The World Bank, not wanting to be outdone by its sister organisation across 19th street, has issued an announcement of its own splurge of activities. The Bank says it “could make new commitments of up to US$100 billion over the next three years. This year, lending could almost triple to more than US$35 billion compared to US$13.5 billion last year”. At a recent meeting in Washington a Bank spokesperson said that for some countries the institution would front-load its commitments, i.e. make money available to countries in year one, leaving less for years two and three of three year programmes. The World Bank Group also says it will support the private sector, using around $30 billion over the next three years raised from a combination of IFC funds and money mobilized from various sources including governments and other International Financial Institutions. The private sector support mechanisms will include:

  • an expanded trade finance program to cover payment risk in trade related transactions;
  • a Bank Recapitalization Fund to recapitalize distressed banks;
  • an Infrastructure Crisis Facility to provide roll-over financing and help recapitalize existing, viable, privately-funded infrastructure projects facing financial distress.

 

The IMF and World Bank appear to be in self-promotional overdrive, positioning themselves as part of the solution to the current financial crisis and hoping that politicians and the public will ignore their roles in contributing to the explosive policy mix that has led to the current situation.
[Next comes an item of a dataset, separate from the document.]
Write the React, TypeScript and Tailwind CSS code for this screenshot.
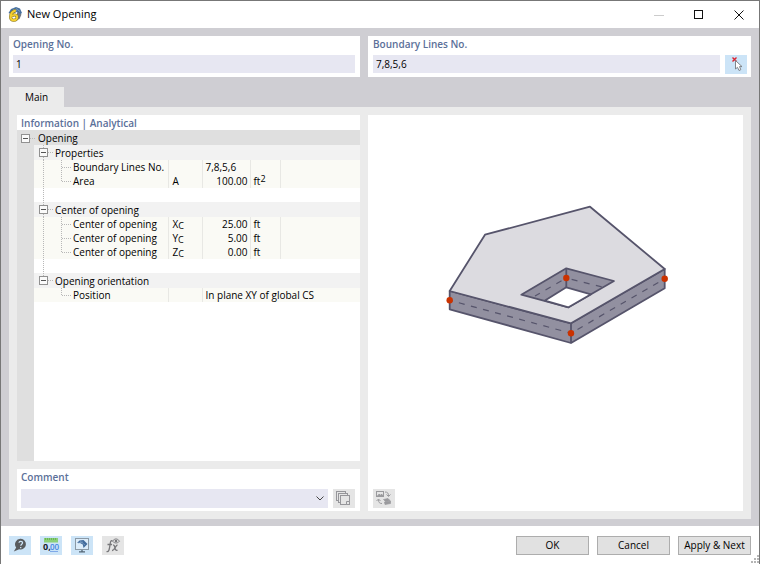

Civil society organisations – including Eurodad- in a statement released ahead of the Washington G-20 economic reform summit, raised concerns about who will be round the table this weekend: “this group includes many of the people, governments, and institutions whose policies are responsible for the current financial meltdown. As such, we believe they are the wrong group to be charged with reworking global economic rules and institutions. The world needs a process that is much more inclusive of other nations and the peoples of those nations”. As well as a new process, new institutions and approaches are needed, as outlined for example in Eurodad’s Responsible Finance Charter.